▶ Short problem:
Check each line of the material below for "full", then copy the ones that contain it.

*** Recorded information ***

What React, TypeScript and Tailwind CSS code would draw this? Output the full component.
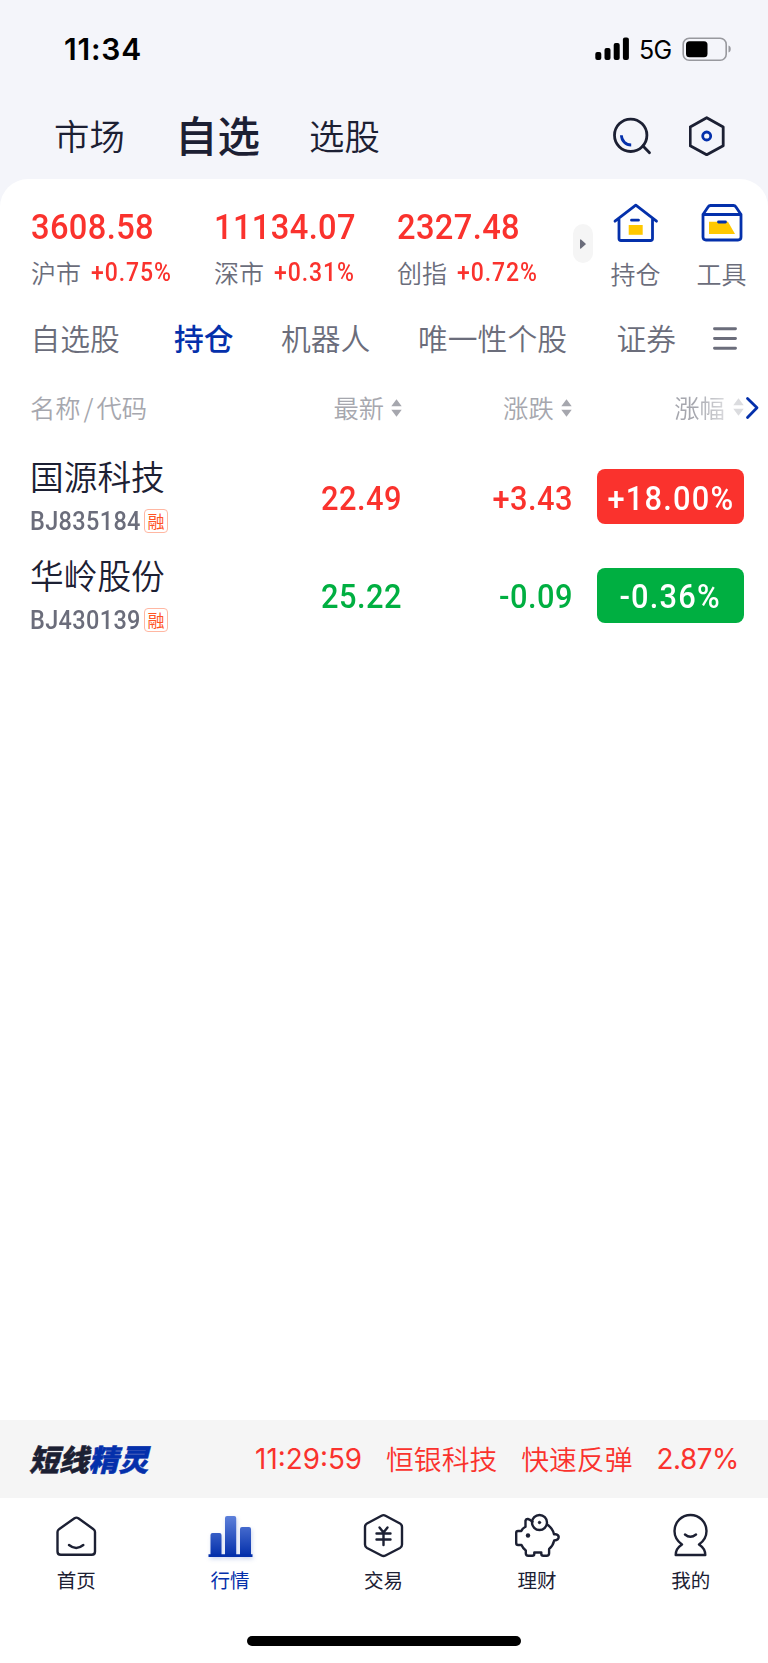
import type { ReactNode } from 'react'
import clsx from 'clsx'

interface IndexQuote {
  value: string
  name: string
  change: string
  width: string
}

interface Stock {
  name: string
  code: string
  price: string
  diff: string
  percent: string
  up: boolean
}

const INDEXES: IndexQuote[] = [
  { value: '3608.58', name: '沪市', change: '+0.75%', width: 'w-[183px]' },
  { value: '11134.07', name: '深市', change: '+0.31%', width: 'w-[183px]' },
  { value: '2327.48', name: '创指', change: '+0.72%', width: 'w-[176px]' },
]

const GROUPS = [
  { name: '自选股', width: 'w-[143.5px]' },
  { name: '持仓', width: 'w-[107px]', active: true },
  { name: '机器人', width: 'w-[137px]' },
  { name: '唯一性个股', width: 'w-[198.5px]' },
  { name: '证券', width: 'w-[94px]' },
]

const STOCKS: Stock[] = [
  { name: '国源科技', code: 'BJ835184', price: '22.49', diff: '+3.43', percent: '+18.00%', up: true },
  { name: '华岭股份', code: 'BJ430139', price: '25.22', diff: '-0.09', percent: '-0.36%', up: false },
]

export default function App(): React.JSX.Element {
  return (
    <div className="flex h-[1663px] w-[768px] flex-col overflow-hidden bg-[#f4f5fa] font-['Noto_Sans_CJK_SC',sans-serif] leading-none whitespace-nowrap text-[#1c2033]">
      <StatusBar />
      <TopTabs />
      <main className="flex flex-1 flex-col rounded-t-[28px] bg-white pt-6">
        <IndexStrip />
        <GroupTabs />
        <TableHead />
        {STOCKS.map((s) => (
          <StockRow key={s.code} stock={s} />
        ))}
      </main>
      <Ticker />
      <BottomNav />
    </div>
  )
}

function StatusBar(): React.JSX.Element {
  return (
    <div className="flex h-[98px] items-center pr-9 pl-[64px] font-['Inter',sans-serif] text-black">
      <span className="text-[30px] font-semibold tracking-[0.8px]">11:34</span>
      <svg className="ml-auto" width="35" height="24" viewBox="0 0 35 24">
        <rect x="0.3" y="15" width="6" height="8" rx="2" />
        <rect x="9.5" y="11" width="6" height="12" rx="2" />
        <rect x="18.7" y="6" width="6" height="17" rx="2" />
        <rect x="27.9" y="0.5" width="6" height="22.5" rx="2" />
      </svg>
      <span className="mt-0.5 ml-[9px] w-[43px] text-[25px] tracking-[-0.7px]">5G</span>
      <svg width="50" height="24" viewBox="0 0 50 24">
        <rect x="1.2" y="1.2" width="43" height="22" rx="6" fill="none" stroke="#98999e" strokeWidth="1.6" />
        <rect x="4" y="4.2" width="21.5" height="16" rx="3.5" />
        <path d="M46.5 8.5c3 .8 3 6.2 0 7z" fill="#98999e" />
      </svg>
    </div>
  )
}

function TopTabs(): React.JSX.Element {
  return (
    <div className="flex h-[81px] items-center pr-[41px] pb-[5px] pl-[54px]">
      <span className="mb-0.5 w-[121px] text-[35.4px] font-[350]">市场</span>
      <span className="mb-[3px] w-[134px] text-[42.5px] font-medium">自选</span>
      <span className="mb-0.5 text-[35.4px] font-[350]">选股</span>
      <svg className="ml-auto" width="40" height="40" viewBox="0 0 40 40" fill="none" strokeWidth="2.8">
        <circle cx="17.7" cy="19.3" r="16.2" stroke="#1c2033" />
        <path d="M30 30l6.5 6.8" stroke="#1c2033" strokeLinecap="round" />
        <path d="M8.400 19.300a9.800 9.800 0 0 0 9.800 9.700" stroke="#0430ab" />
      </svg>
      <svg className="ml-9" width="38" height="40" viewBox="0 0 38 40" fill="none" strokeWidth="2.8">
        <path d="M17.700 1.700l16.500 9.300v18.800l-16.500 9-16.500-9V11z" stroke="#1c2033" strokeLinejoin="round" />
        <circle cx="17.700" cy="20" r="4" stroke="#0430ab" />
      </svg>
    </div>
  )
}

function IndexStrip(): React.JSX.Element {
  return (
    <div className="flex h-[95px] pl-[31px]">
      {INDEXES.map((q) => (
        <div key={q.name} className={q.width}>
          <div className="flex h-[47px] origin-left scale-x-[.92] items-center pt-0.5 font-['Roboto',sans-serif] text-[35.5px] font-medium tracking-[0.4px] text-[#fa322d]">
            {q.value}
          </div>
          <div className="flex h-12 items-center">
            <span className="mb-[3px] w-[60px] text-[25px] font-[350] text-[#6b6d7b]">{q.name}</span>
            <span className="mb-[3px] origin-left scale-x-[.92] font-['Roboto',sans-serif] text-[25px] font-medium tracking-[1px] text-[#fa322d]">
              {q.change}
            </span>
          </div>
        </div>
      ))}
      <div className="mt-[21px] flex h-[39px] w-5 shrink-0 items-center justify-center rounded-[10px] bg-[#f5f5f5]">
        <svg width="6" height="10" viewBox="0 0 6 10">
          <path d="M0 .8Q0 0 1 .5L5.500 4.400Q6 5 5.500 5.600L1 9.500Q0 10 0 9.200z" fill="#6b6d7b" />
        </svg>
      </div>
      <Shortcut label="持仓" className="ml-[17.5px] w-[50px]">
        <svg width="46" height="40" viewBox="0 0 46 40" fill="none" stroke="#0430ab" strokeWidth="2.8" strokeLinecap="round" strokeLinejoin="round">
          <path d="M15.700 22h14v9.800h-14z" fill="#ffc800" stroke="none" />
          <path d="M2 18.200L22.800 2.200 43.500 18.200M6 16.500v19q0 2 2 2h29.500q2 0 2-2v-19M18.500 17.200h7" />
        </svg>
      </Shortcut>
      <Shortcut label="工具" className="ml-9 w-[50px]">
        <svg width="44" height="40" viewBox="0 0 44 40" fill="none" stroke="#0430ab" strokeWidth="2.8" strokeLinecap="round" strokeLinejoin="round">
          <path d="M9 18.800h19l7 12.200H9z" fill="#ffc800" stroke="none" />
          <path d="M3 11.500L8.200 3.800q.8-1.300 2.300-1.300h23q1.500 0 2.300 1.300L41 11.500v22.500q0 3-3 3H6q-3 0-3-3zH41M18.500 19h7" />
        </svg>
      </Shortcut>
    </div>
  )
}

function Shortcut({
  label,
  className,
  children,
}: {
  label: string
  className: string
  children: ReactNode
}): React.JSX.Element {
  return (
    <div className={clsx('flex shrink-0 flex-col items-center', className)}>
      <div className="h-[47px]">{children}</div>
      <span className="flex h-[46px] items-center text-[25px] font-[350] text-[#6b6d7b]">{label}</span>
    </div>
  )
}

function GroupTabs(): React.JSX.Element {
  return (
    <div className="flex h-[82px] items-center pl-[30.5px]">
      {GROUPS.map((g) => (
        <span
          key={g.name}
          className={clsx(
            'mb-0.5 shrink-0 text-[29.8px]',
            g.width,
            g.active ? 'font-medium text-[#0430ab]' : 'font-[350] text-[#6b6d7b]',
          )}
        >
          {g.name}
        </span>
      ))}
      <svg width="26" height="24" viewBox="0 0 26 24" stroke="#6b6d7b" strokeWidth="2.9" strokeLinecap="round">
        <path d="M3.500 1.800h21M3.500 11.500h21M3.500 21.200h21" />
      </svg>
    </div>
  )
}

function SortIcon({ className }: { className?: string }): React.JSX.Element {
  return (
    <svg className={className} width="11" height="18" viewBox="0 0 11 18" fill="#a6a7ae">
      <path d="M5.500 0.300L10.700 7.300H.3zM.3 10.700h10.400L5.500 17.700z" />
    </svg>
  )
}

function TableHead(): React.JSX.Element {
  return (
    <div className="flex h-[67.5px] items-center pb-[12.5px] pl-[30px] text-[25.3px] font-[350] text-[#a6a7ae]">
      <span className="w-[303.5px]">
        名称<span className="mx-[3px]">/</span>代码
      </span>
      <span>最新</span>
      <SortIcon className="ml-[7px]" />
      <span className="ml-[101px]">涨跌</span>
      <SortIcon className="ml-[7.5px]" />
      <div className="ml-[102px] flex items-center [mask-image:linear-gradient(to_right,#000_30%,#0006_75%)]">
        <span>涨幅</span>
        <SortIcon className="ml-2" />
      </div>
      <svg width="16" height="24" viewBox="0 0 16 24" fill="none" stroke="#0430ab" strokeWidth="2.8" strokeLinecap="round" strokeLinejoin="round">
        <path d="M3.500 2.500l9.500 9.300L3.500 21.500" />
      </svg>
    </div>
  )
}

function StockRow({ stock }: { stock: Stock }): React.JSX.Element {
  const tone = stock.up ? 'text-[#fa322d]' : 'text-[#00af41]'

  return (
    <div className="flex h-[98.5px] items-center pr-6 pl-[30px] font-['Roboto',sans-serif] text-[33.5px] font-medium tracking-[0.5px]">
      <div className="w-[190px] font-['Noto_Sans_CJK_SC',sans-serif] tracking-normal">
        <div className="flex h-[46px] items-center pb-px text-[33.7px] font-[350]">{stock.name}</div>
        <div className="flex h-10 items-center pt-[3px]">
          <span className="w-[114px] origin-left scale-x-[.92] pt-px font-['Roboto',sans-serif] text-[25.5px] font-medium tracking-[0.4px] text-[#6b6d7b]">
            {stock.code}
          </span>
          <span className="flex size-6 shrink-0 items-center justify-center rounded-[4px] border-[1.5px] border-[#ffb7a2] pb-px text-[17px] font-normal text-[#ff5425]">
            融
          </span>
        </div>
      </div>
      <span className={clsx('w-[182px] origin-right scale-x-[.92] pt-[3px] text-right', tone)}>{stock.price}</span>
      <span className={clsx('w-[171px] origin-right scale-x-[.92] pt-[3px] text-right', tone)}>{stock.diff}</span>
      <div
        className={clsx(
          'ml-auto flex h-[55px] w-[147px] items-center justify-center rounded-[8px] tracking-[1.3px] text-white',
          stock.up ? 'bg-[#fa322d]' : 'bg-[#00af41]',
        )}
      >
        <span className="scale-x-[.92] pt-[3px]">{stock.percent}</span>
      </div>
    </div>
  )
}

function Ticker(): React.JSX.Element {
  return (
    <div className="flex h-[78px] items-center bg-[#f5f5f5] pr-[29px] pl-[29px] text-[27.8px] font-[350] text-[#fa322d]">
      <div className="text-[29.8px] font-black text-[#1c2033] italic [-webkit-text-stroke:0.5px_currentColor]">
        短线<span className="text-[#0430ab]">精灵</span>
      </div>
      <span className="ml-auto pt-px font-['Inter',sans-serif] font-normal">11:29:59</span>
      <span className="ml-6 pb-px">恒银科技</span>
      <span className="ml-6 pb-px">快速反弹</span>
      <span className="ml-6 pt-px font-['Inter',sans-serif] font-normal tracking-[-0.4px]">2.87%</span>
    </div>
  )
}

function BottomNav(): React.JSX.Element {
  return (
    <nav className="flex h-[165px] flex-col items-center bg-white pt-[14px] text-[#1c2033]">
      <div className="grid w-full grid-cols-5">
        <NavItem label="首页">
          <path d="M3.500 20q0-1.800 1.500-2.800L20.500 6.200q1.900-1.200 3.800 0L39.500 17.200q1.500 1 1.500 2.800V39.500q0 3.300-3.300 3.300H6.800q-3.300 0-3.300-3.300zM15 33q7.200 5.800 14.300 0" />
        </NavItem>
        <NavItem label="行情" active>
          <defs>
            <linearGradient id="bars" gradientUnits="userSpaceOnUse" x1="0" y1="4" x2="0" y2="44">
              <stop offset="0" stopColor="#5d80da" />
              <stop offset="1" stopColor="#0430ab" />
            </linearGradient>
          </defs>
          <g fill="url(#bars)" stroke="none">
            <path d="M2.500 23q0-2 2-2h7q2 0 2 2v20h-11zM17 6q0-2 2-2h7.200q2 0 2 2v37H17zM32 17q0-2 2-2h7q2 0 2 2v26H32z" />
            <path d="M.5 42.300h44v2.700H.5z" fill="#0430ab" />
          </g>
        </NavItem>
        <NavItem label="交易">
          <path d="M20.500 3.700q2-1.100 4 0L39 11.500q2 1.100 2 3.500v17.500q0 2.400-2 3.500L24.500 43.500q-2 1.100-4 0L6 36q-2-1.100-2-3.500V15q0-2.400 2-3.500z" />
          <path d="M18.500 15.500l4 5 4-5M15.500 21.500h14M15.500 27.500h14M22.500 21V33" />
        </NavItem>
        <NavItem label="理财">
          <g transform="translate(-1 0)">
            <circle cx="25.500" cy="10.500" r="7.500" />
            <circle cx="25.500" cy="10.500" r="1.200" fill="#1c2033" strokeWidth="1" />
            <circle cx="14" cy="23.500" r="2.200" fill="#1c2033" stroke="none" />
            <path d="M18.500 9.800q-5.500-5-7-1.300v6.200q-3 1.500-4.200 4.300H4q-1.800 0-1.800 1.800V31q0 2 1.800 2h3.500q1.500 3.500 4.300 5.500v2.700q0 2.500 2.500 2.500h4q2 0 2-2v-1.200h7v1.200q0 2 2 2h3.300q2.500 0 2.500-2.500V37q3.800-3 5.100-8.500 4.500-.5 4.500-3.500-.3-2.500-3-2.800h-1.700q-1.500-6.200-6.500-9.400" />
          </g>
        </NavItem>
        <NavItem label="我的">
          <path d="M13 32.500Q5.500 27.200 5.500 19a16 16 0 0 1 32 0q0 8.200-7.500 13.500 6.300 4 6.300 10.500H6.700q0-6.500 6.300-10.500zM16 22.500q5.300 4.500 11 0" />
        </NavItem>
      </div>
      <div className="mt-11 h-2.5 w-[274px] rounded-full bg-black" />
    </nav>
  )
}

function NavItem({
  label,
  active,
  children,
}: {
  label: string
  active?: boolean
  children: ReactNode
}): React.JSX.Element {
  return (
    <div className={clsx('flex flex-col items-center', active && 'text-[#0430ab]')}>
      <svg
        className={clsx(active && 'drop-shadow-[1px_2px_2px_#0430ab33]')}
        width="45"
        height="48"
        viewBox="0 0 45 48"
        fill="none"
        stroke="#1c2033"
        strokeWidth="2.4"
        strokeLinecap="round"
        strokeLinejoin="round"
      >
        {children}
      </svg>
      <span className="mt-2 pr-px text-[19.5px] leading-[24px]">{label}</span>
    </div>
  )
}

***

▶ Solution:
What React, TypeScript and Tailwind CSS code would draw this? Output the full component.
      <div className="grid w-full grid-cols-5">
      <div className="mt-11 h-2.5 w-[274px] rounded-full bg-black" />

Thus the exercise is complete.